An effective vaccination for COVID-19, officials have been saying since the crisis began this winter, could be a year or more away.
In the meantime, scientists and the broader medical community are feverishly looking for ways to mitigate a virus that, at times with seeming randomness, spares many who catch it while bringing others to death's door. Or through it.
Texas A&M University researchers, in concert with Harvard University and top hospitals in Texas and Los Angeles, this week are commencing a human trial with a drug that some international data indicates could be a promising interim treatment for COVID-19: the BCG vaccine, or bacille Calmette-Guerin. BCG wouldn't prevent COVID-19 entirely, but researchers are looking to prove that it could dampen the effects of the disease, creating a "trained immunity" that would save lives and curb the ravages of the disease in other cases.
The study is primarily funded with a $2.5 million grant from the Texas A&M system.
"If we get the data out in the next few months showing even a 10% effect on COVID-19, we could save hundreds, if not thousands, of lives," said Dr. Jeffrey Cirillo, a researcher in infectious and respiratory diseases with the Texas A&M Health Science Center in College Station. He said solid results would be available within a half year. "It allows us to buy time until we have a specific COVID-19 vaccine available."
Dr. Jeffrey Cirillo, Texas A&M University Health Science Center
Dr.

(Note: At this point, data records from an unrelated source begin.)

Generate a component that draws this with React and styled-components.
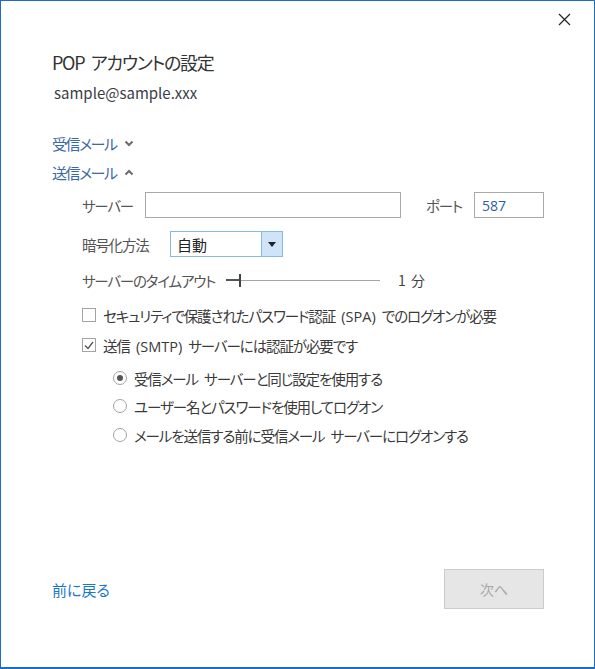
import React from "react";
import styled, { createGlobalStyle } from "styled-components";

const GlobalStyle = createGlobalStyle`
  html, body {
    margin: 0;
    padding: 0;
    background: #ffffff;
  }
  body {
    font-family: "Noto Sans CJK JP", "Noto Sans", sans-serif;
    font-feature-settings: "palt";
  }
`;

const Window = styled.div`
  width: 595px;
  height: 669px;
  box-sizing: border-box;
  border: 1px solid #1b6ec2;
  border-bottom-width: 2px;
  display: flex;
  flex-direction: column;
  background: #fff;
  color: #333;
`;

const TopBar = styled.div`
  height: 37px;
  display: flex;
  justify-content: flex-end;
  align-items: center;
  padding-right: 23px;
`;

const CloseButton = styled.button`
  width: 14px;
  height: 14px;
  padding: 0;
  border: 0;
  background: transparent;
  display: flex;
  align-items: center;
  justify-content: center;
`;

const Body = styled.div`
  padding-left: 51px;
  display: flex;
  flex-direction: column;
  flex: 1;
`;

const Title = styled.h1`
  margin: 12px 0 0;
  height: 24px;
  line-height: 24px;
  font-size: 18px;
  font-weight: 400;
  letter-spacing: -1.3px;
  word-spacing: 4px;
  color: #333;
`;

const Email = styled.div`
  margin: 8px 0 0 2px;
  height: 22px;
  line-height: 22px;
  font-size: 15px;
  color: #3c3c46;
`;

const SectionToggle = styled.div`
  margin-top: ${(p) => p.$mt}px;
  height: 22px;
  display: flex;
  align-items: center;
  gap: 8px;
  font-size: 15px;
  letter-spacing: -1.5px;
  color: #3a68a8;
`;

const Indent = styled.div`
  padding-left: 30px;
  display: flex;
  flex-direction: column;
`;

const Row = styled.div`
  margin-top: ${(p) => p.$mt}px;
  height: ${(p) => p.$h || 20}px;
  display: flex;
  align-items: center;
  font-size: 14.5px;
  color: #555;
`;

const Label = styled.span`
  width: ${(p) => p.$w}px;
  flex: none;
  letter-spacing: -1.2px;
  white-space: nowrap;
`;

const TextInput = styled.div`
  box-sizing: border-box;
  width: ${(p) => p.$w}px;
  height: 26px;
  border: 1px solid #a9a9a9;
  display: flex;
  align-items: center;
  padding-left: 7px;
  font-family: "Open Sans", "Noto Sans", sans-serif;
  font-size: 14px;
  color: #2d5f9e;
`;

const Select = styled.div`
  box-sizing: border-box;
  width: 113px;
  height: 26px;
  border: 1px solid #86b9e6;
  display: flex;
  align-items: stretch;
`;

const SelectValue = styled.span`
  flex: 1;
  display: flex;
  align-items: center;
  padding-left: 6px;
  font-size: 15px;
  color: #222;
`;

const SelectArrow = styled.span`
  width: 20px;
  flex: none;
  background: #cfe5f7;
  border-left: 1px solid #86b9e6;
  display: flex;
  align-items: center;
  justify-content: center;
`;

const Slider = styled.div`
  position: relative;
  width: 154px;
  height: 14px;
  margin-right: 18px;
`;

const Track = styled.div`
  position: absolute;
  left: 0;
  right: 0;
  top: 7px;
  height: 1px;
  background: #a5a5a5;
`;

const TrackFill = styled.div`
  position: absolute;
  left: 0;
  top: 6px;
  width: 14px;
  height: 2px;
  background: #555;
`;

const Thumb = styled.div`
  position: absolute;
  left: 13px;
  top: 1px;
  width: 2px;
  height: 13px;
  background: #444;
`;

const Value = styled.span`
  font-size: 14px;
  color: #444;
  letter-spacing: 1px;
`;

const Option = styled.label`
  margin-top: ${(p) => p.$mt}px;
  margin-left: ${(p) => p.$ml || 0}px;
  height: 20px;
  display: flex;
  align-items: center;
  font-size: 14.5px;
  letter-spacing: -1.1px;
  word-spacing: 4px;
  color: #3a3a3a;
  white-space: pre;
`;

const OptionText = styled.span`
  margin-left: 7px;
`;

const Latin = styled.span`
  font-family: "Open Sans", "Noto Sans", sans-serif;
  font-size: 14.5px;
  letter-spacing: 0;
`;

const Box = styled.span`
  box-sizing: border-box;
  width: 14px;
  height: 14px;
  border: 1px solid #a3a3a3;
  background: #fff;
  display: flex;
  align-items: center;
  justify-content: center;
  flex: none;
`;

const Radio = styled.span`
  box-sizing: border-box;
  width: 14px;
  height: 14px;
  border-radius: 50%;
  border: 1px solid #a3a3a3;
  background: #fff;
  display: flex;
  align-items: center;
  justify-content: center;
  flex: none;

  &::after {
    content: "";
    width: 6px;
    height: 6px;
    border-radius: 50%;
    background: ${(p) => (p.$checked ? "#555" : "transparent")};
  }
`;

const Footer = styled.div`
  margin-top: auto;
  padding: 0 50px 58px 51px;
  display: flex;
  align-items: center;
  justify-content: space-between;
`;

const BackLink = styled.a`
  font-size: 15px;
  color: #1a78cc;
  text-decoration: none;
`;

const NextButton = styled.button`
  box-sizing: border-box;
  width: 100px;
  height: 40px;
  background: #e6e6e6;
  border: 1px solid #cccccc;
  color: #a6a6a6;
  font-family: inherit;
  font-size: 14px;
`;

const Chevron = ({ up }) => (
  <svg width="10" height="7" viewBox="0 0 10 7">
    <path
      d={up ? "M1.5 5.5 L5 2 L8.5 5.5" : "M1.5 1.5 L5 5 L8.5 1.5"}
      fill="none"
      stroke="#6b6b6b"
      strokeWidth="2"
    />
  </svg>
);

const App = () => (
  <>
    <GlobalStyle />
    <Window>
      <TopBar>
        <CloseButton aria-label="閉じる">
          <svg width="13" height="13" viewBox="0 0 13 13">
            <path d="M1 1 L12 12 M12 1 L1 12" stroke="#222" strokeWidth="1.2" />
          </svg>
        </CloseButton>
      </TopBar>
      <Body>
        <Title>POP アカウントの設定</Title>
        <Email>sample@sample.xxx</Email>
        <SectionToggle $mt={28}>
          受信メール <Chevron />
        </SectionToggle>
        <SectionToggle $mt={7}>
          送信メール <Chevron up />
        </SectionToggle>
        <Indent>
          <Row $mt={9} $h={26}>
            <Label $w={63}>サーバー</Label>
            <TextInput $w={256} />
            <Label $w={25} />
            <Label $w={48}>ポート</Label>
            <TextInput $w={70}>587</TextInput>
          </Row>
          <Row $mt={13} $h={26}>
            <Label $w={88}>暗号化方法</Label>
            <Select>
              <SelectValue>自動</SelectValue>
              <SelectArrow>
                <svg width="8" height="5" viewBox="0 0 8 5">
                  <path d="M0 0 H8 L4 5 Z" fill="#222" />
                </svg>
              </SelectArrow>
            </Select>
          </Row>
          <Row $mt={13}>
            <Label $w={144}>サーバーのタイムアウト</Label>
            <Slider>
              <Track />
              <TrackFill />
              <Thumb />
            </Slider>
            <Value>1 分</Value>
          </Row>
          <Option $mt={15}>
            <Box />
            <OptionText>
              セキュリティで保護されたパスワード認証 <Latin>(SPA)</Latin> でのログオンが必要
            </OptionText>
          </Option>
          <Option $mt={10}>
            <Box>
              <svg width="10" height="9" viewBox="0 0 10 9">
                <path d="M1 4.5 L4 7.5 L9 1" fill="none" stroke="#555" strokeWidth="1.3" />
              </svg>
            </Box>
            <OptionText>
              送信 <Latin>(SMTP)</Latin> サーバーには認証が必要です
            </OptionText>
          </Option>
          <Option $mt={13} $ml={31}>
            <Radio $checked />
            <OptionText>受信メール サーバーと同じ設定を使用する</OptionText>
          </Option>
          <Option $mt={8} $ml={31}>
            <Radio />
            <OptionText>ユーザー名とパスワードを使用してログオン</OptionText>
          </Option>
          <Option $mt={9} $ml={31}>
            <Radio />
            <OptionText>メールを送信する前に受信メール サーバーにログオンする</OptionText>
          </Option>
        </Indent>
      </Body>
      <Footer>
        <BackLink href="#">前に戻る</BackLink>
        <NextButton disabled>次へ</NextButton>
      </Footer>
    </Window>
  </>
);

export default App;
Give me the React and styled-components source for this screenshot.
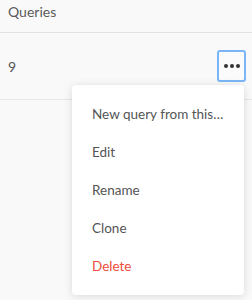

Jeffrey Cirillo of Texas A&M University Health Science Center said results of the study could be available with six months.
"If there was ever a time to invest in medical research, it is now," A&M Chancellor John Sharp said in a statement released by the A&M system. "I want to make sure [Cirillo] has what he needs to protect the world from more of the horrible effects of this pandemic."
But Cirillo had two cautions against the sort of overexuberance that has led some people to prematurely pursue remedies mentioned by politicians or the media.
The clinical trial, first of all, is in its infancy. Recruitment of a hoped-for 1,800 frontline medical workers to volunteer in the randomized, double-blind study is just beginning, with only 30 on board as of Tuesday. That includes about a dozen participants in Round Rock, Cirillo said. Actual BCG vaccinations (or, in half the cases, a placebo) won't begin until clinicians have at least 100 volunteers.
(A&M asks medical workers in College Station, Temple, greater Austin, Dallas and Houston to contact Cirillo at: email@example.com.)
Beyond that, while the vaccine is FDA-approved for bladder cancer treatment and thus safe, just how much it buttresses immune systems against the effects of COVID-19 remains unclear.
"What we have seen in other contexts is that BCG has a positive effect on the immune response to viral and bacterial infections," Cirillo said. "But we're really trying to get people to be cautious and not try to get the vaccine at this point."
BCG has been in use since 1921 as a vaccination for childhood tuberculosis in at least 20 developing countries—hundreds of thousands of young children get it each year, he said—and more recently in the U.S. and other countries to fight cancer. It has not been used typically as a vaccination in the United States because of the extremely low rates of childhood TB here.
But according to a COVID-19 statistical review released in the past few weeks by an M.D. Anderson professor and three co-authors—a study still under peer review—countries that do not use it as a TB vaccination in children have almost 10 times the incidence of COVID-19 infection. And the combined fatality rate from COVID-19—40 deaths per million residents—in about 155 countries without BCG vaccinations likewise is almost 10 times greater than in the 21 countries with widespread vaccination.
The World Health Organization, in a notice on its website about that comparison, warns against making too much of those numbers. Such studies, WHO says, could be subject to "significant bias" caused by unexplored differences between countries in "demographics and disease burden, testing rates for COVID-19 virus infections, and the stage of the pandemic in each country."
Cirillo said that his hopes for BCG are not based primarily on those numbers, in any case, because the effects of vaccinating infants would be unlikely to persist into adulthood. Instead, he said, other epidemiological studies of adult usage of the drug have shown mitigation of viral and other respiratory diseases.
And that beneficial effect occurs quickly, he said.
"In most cases, it appears to occur almost immediately, within a few days [of vaccination] to a certain degree," Cirillo said. "Certainly within two to three months, you see a fairly robust response."
Already, a clinical trial of a similar strain of BCG (one not approved by the FDA) with 4,000 people in Australia is underway, and Cirillo said it, too, holds promise. But Cirillo said manufacturing capacity already exists in the U.S. for the BCG variety in the A&M study with pharmaceutical giant Merck, as well as in factories in Canada, India and Italy.
"I think we can do it," if the drug proves beneficial in the coming months, Cirillo said. "It has been produced at a national scale in the past. So ramping up would not take as long as other vaccines."